One more night of silence.

No progress was made on the birthing today other than a natural course of things. Instead a day spent outside in the delicious first warm day of spring. It was just so fulfilling to be out all day. Then in the evening I went down to the hospital to visit Dr K and we walked out along a footpath she had explored earlier. There we sat, eating some nut bibimbap and watching a rather splendid sunset; the sun sinking behind the trees on the horizon. Perhaps the one (?) advantage of a flat landscape, it was a bit like an ocean sunset. Glorious, sitting there together as a couple on perhaps the final day of this previous life, we felt so happy.
Now it's another night back home for me and then work tomorrow. Bit weird as I was hoping to be on holiday now (by holiday I mean paternity leave). Hopefully I can be a little productive while I wait for any news. The next stage is to break the waters which should encourage a natural labour, but that could still take another 24 hrs. Unlikely, I suspect, seeing as how things are progressing, but then you never know. There's a three ladies in the wait and over the bank holiday I think they've been quite happy for them not to go into labour. Tomorrow might be a little different with the Doctors back in force.
I'm super proud of Dr K already and feel ready now for this next step.

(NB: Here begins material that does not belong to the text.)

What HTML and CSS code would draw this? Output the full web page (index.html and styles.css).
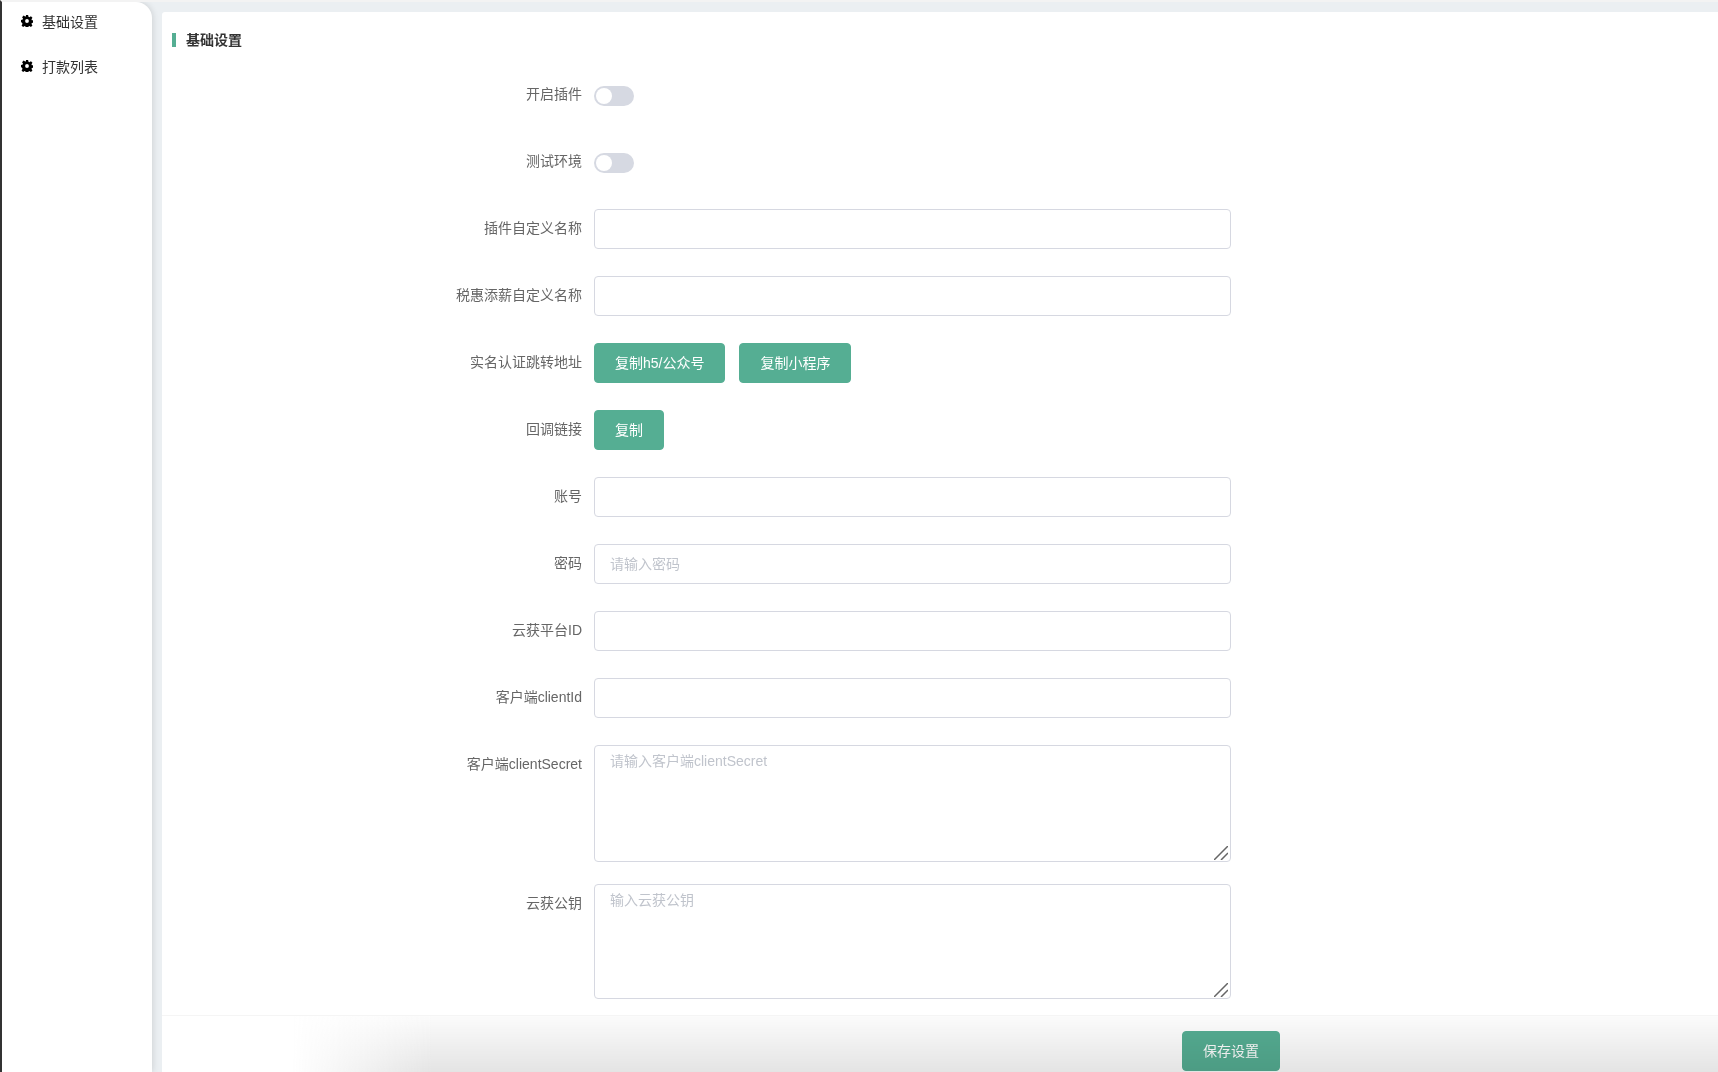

I shall miss the quiet and miss the bump, the sleep too as well as our peaceful shared current life (and when I express this I see concerned look on peoples faces followed by their urge to try and convince me I'm wrong and that it will be fabulous), but I definitely feel I have made the full journey from doubt and worry to preparation and... I was going to say excitement, that's not quite right, not exactly excitement but rather perhaps 'peace'. Still, should get to sleep and some rest before it's all change please, all change.